Front-end source files
-- -- --
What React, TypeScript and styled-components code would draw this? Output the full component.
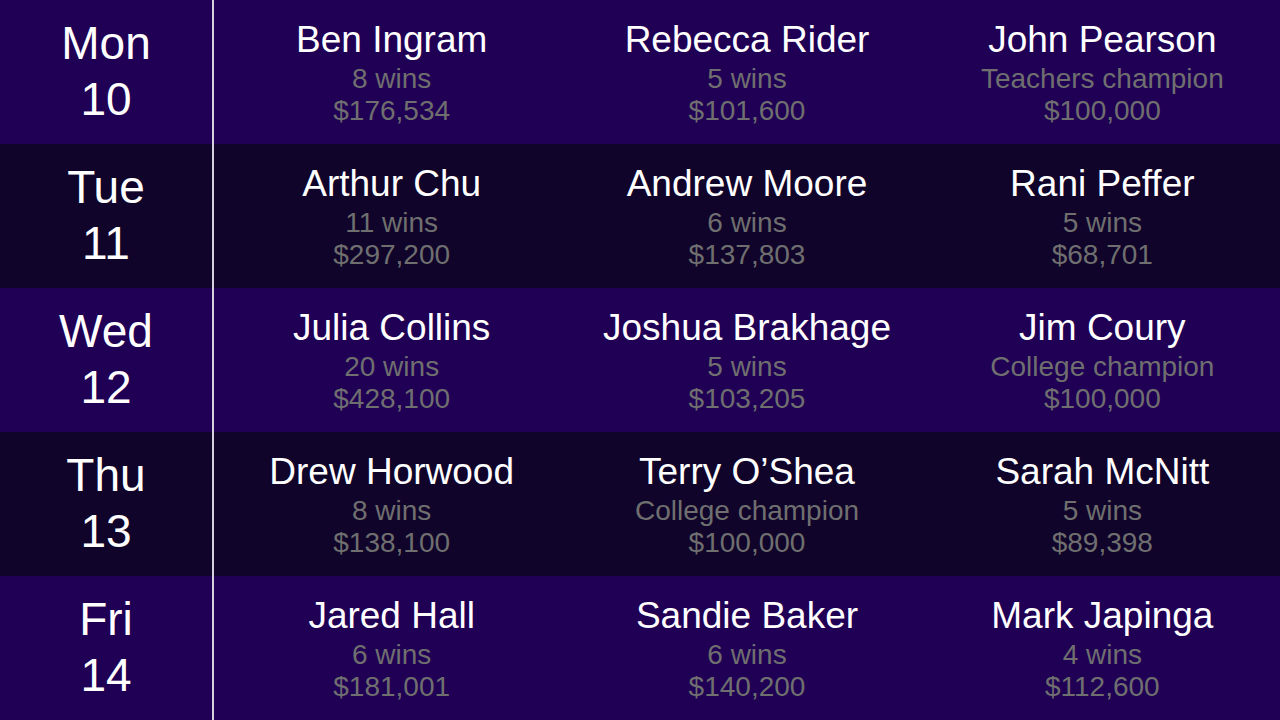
import styled, { createGlobalStyle } from 'styled-components';

const GlobalStyle = createGlobalStyle`
  html, body {
    margin: 0;
    padding: 0;
    background: #200055;
  }
  body {
    font-family: "Liberation Sans", Arial, sans-serif;
  }
`;

type Champ = { name: string; note: string; money: string };
type Day = { day: string; date: string; champs: Champ[] };

const days: Day[] = [
  {
    day: 'Mon',
    date: '10',
    champs: [
      { name: 'Ben Ingram', note: '8 wins', money: '$176,534' },
      { name: 'Rebecca Rider', note: '5 wins', money: '$101,600' },
      { name: 'John Pearson', note: 'Teachers champion', money: '$100,000' }
    ]
  },
  {
    day: 'Tue',
    date: '11',
    champs: [
      { name: 'Arthur Chu', note: '11 wins', money: '$297,200' },
      { name: 'Andrew Moore', note: '6 wins', money: '$137,803' },
      { name: 'Rani Peffer', note: '5 wins', money: '$68,701' }
    ]
  },
  {
    day: 'Wed',
    date: '12',
    champs: [
      { name: 'Julia Collins', note: '20 wins', money: '$428,100' },
      { name: 'Joshua Brakhage', note: '5 wins', money: '$103,205' },
      { name: 'Jim Coury', note: 'College champion', money: '$100,000' }
    ]
  },
  {
    day: 'Thu',
    date: '13',
    champs: [
      { name: 'Drew Horwood', note: '8 wins', money: '$138,100' },
      { name: 'Terry O\u2019Shea', note: 'College champion', money: '$100,000' },
      { name: 'Sarah McNitt', note: '5 wins', money: '$89,398' }
    ]
  },
  {
    day: 'Fri',
    date: '14',
    champs: [
      { name: 'Jared Hall', note: '6 wins', money: '$181,001' },
      { name: 'Sandie Baker', note: '6 wins', money: '$140,200' },
      { name: 'Mark Japinga', note: '4 wins', money: '$112,600' }
    ]
  }
];

const Board = styled.div`
  width: 1280px;
  height: 720px;
  display: grid;
  grid-template-rows: repeat(5, 144px);
  overflow: hidden;
`;

const Row = styled.div<{ $dark: boolean }>`
  display: grid;
  grid-template-columns: 212px 2px 1fr 1fr 1fr;
  background: ${(p) => (p.$dark ? '#10042a' : '#200055')};
`;

const Divider = styled.div`
  background: #d4d2de;
`;

const DayCell = styled.div`
  display: flex;
  flex-direction: column;
  align-items: center;
  justify-content: center;
  padding-bottom: 2px;
  color: #ffffff;
  font-size: 46px;
  line-height: 56px;
`;

const ChampCell = styled.div`
  display: flex;
  flex-direction: column;
  align-items: center;
  justify-content: center;
  white-space: nowrap;
`;

const Name = styled.div`
  color: #ffffff;
  font-size: 37px;
  line-height: 46px;
`;

const Sub = styled.div`
  color: #6f6f6f;
  font-size: 28px;
  line-height: 32px;
`;

export default function App() {
  return (
    <>
      <GlobalStyle />
      <Board>
        {days.map((d, i) => (
          <Row key={d.day} $dark={i % 2 === 1}>
            <DayCell>
              <span>{d.day}</span>
              <span>{d.date}</span>
            </DayCell>
            <Divider />
            {d.champs.map((c) => (
              <ChampCell key={c.name}>
                <Name>{c.name}</Name>
                <Sub>{c.note}</Sub>
                <Sub>{c.money}</Sub>
              </ChampCell>
            ))}
          </Row>
        ))}
      </Board>
    </>
  );
}
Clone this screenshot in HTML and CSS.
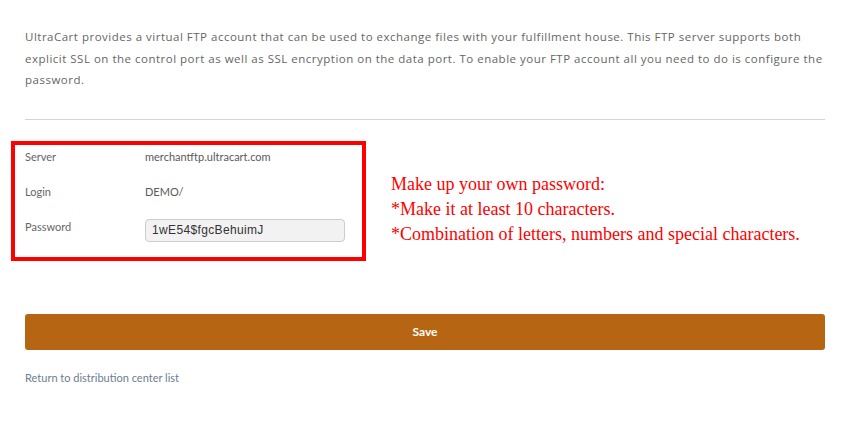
FILE: index.html
```html
<!DOCTYPE html>
<html lang="en">
<head>
  <meta charset="UTF-8">
  <meta name="viewport" content="width=device-width, initial-scale=1.0">
  <title>FTP Account</title>
  <link rel="stylesheet" href="styles.css">
</head>
<body>
  <main class="page">
    <p class="intro">UltraCart provides a virtual FTP account that can be used to exchange files with your fulfillment house. This FTP server supports both explicit SSL on the control port as well as SSL encryption on the data port. To enable your FTP account all you need to do is configure the password.</p>

    <hr class="divider">

    <section class="ftp-row">
      <div class="ftp-box">
        <div class="field">
          <span class="field-label">Server</span>
          <span class="field-value">merchantftp.ultracart.com</span>
        </div>
        <div class="field">
          <span class="field-label">Login</span>
          <span class="field-value">DEMO/</span>
        </div>
        <div class="field">
          <span class="field-label">Password</span>
          <input class="password-input" type="text" value="1wE54$fgcBehuimJ">
        </div>
      </div>

      <div class="notes">
        <p>Make up your own password:</p>
        <p>*Make it at least 10 characters.</p>
        <p>*Combination of letters, numbers and special characters.</p>
      </div>
    </section>

    <button class="save-button">Save</button>

    <a class="back-link" href="#">Return to distribution center list</a>
  </main>
</body>
</html>
```

FILE: styles.css
```css
body {
  margin: 0;
  background-color: #fff;
  font-family: Lato, "Open Sans", sans-serif;
  color: #555;
}

.page {
  padding: 26px 18px 0 25px;
}

.intro {
  margin: 0;
  font-family: "Open Sans", sans-serif;
  font-size: 11.5px;
  line-height: 21.5px;
  letter-spacing: 0.5px;
  color: #666;
}

.divider {
  border: none;
  border-top: 1px solid #d4d4d4;
  margin: 28px 0 0 0;
}

.ftp-row {
  display: flex;
  align-items: flex-start;
  margin-top: 21px;
  margin-left: -14px;
}

.ftp-box {
  display: flex;
  flex-direction: column;
  gap: 11px;
  width: 337px;
  height: 112px;
  border: 4px solid #f00;
  padding: 0 0 0 10px;
}

.field {
  display: flex;
  align-items: center;
  height: 24px;
  font-size: 11px;
}

.field-label {
  width: 120px;
  color: #666;
}

.field-value {
  color: #5a5a5a;
}

.password-input {
  width: 186px;
  height: 19px;
  padding: 1px 6px;
  border: 1px solid #ccc;
  border-radius: 4px;
  background-color: #f2f2f2;
  font-family: "Liberation Sans", Arial, sans-serif;
  font-size: 12px;
  letter-spacing: 0.35px;
  color: #333;
  margin-top: 7px;
}

.notes {
  margin-left: 25px;
  margin-top: 31px;
  font-family: "Liberation Serif", "Times New Roman", serif;
  font-size: 18px;
  line-height: 25px;
  color: #f00;
}

.notes p {
  margin: 0;
}

.save-button {
  display: block;
  width: 100%;
  height: 36px;
  margin-top: 53px;
  border: none;
  border-radius: 3px;
  background-color: #b66513;
  color: #fff;
  font-family: Lato, sans-serif;
  font-weight: bold;
  font-size: 12px;
  cursor: pointer;
}

.back-link {
  display: inline-block;
  margin-top: 21px;
  font-family: Lato, sans-serif;
  font-size: 11px;
  color: #6d7d91;
  text-decoration: none;
}
```
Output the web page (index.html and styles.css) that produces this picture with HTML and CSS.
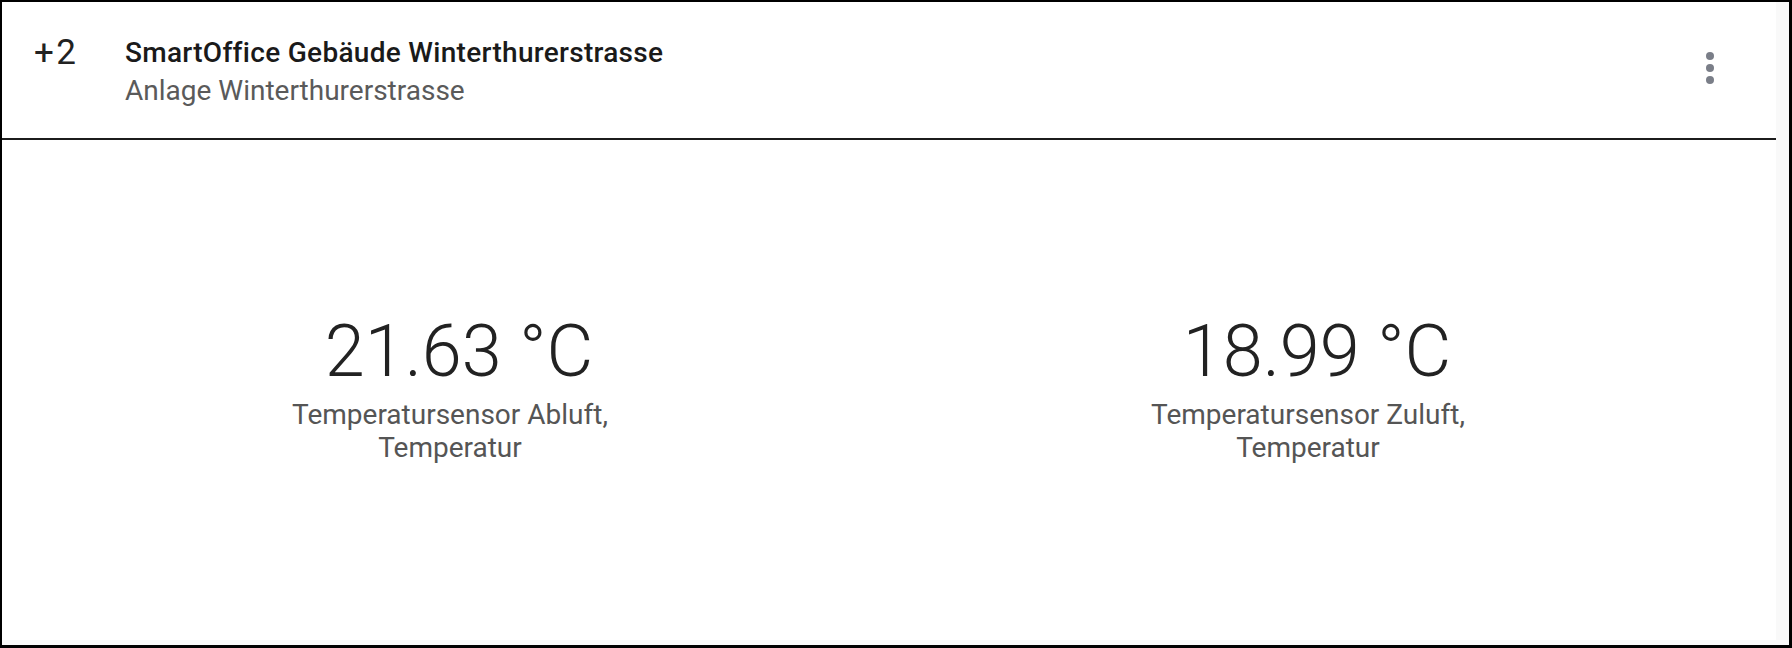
FILE: index.html
```html
<!DOCTYPE html>
<html lang="de">
<head>
<meta charset="utf-8">
<title>SmartOffice</title>
<link rel="stylesheet" href="styles.css">
</head>
<body>
<div class="frame">
  <div class="card">
    <header class="card-header">
      <div class="badge">+2</div>
      <div class="titles">
        <div class="title">SmartOffice Gebäude Winterthurerstrasse</div>
        <div class="subtitle">Anlage Winterthurerstrasse</div>
      </div>
      <button class="menu" aria-label="Mehr">
        <svg viewBox="0 0 24 24" width="48" height="48"><circle cx="12" cy="6" r="2"/><circle cx="12" cy="12" r="2"/><circle cx="12" cy="18" r="2"/></svg>
      </button>
    </header>
    <section class="card-body">
      <div class="metric">
        <div class="value">21.63 °C</div>
        <div class="label">Temperatursensor Abluft, Temperatur</div>
      </div>
      <div class="metric">
        <div class="value">18.99 °C</div>
        <div class="label">Temperatursensor Zuluft, Temperatur</div>
      </div>
    </section>
  </div>
</div>
</body>
</html>
```
FILE: styles.css
```css
html, body {
  margin: 0;
  padding: 0;
  height: 100%;
}
body {
  background: #000;
  font-family: Roboto, "Liberation Sans", sans-serif;
  overflow: hidden;
}
.frame {
  margin: 2px 3px 0 2px;
  height: 643px;
  background: #f9f9f9;
}
.card {
  width: 1774px;
  height: 638px;
  background: #fff;
  display: flex;
  flex-direction: column;
}
.card-header {
  height: 136px;
  border-bottom: 2px solid #1c1c1c;
  display: flex;
  align-items: center;
  padding: 0 42px 0 32px;
  box-sizing: content-box;
}
.badge {
  width: 91px;
  align-self: flex-start;
  margin-top: 31px;
  font-size: 35px;
  line-height: 40px;
  letter-spacing: 2.5px;
  color: #222;
  font-weight: 400;
}
.titles {
  flex: 1;
  padding-top: 4px;
}
.title {
  font-size: 28px;
  line-height: 38px;
  font-weight: 500;
  letter-spacing: 0.3px;
  color: #1a1a1a;
}
.subtitle {
  font-size: 28px;
  line-height: 38px;
  font-weight: 400;
  color: #5a5a5a;
}
.menu {
  border: 0;
  background: none;
  padding: 0;
  width: 48px;
  height: 48px;
  margin-top: -4px;
  fill: #7a7e88;
}
.menu svg { display: block; }
.card-body {
  flex: 1;
  display: grid;
  grid-template-columns: 1fr 1fr;
  align-items: center;
  padding: 0 39px 0 19px;
}
.metric {
  display: flex;
  flex-direction: column;
  align-items: center;
  text-align: center;
}
.value {
  font-size: 72px;
  line-height: 72px;
  font-weight: 300;
  color: #222;
  padding-left: 18px;
}
.label {
  margin-top: 10px;
  max-width: 360px;
  font-size: 28px;
  line-height: 33px;
  font-weight: 400;
  color: #555;
}
```
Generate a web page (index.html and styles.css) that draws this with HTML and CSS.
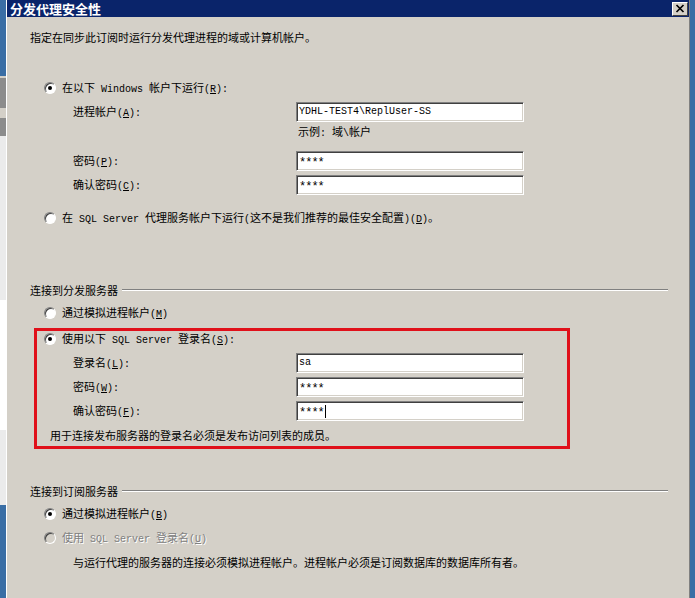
-- -- --
#### [WHAT YOU SHOULD DO]
Please return, exactly as written, the lines from the first line of the records above through the line containing "string; date: string;", both included, leaving out any pictures.

#### [COMPLETE OUTPUT]
What React, TypeScript and styled-components code would draw this? Output the full component.
import styled, { createGlobalStyle } from 'styled-components';

const GlobalStyle = createGlobalStyle`
  html, body {
    margin: 0;
    padding: 0;
    background: #200055;
  }
  body {
    font-family: "Liberation Sans", Arial, sans-serif;
  }
`;

type Champ = { name: string; note: string; money: string };
type Day = { day: string; date: string; champs: Champ[] };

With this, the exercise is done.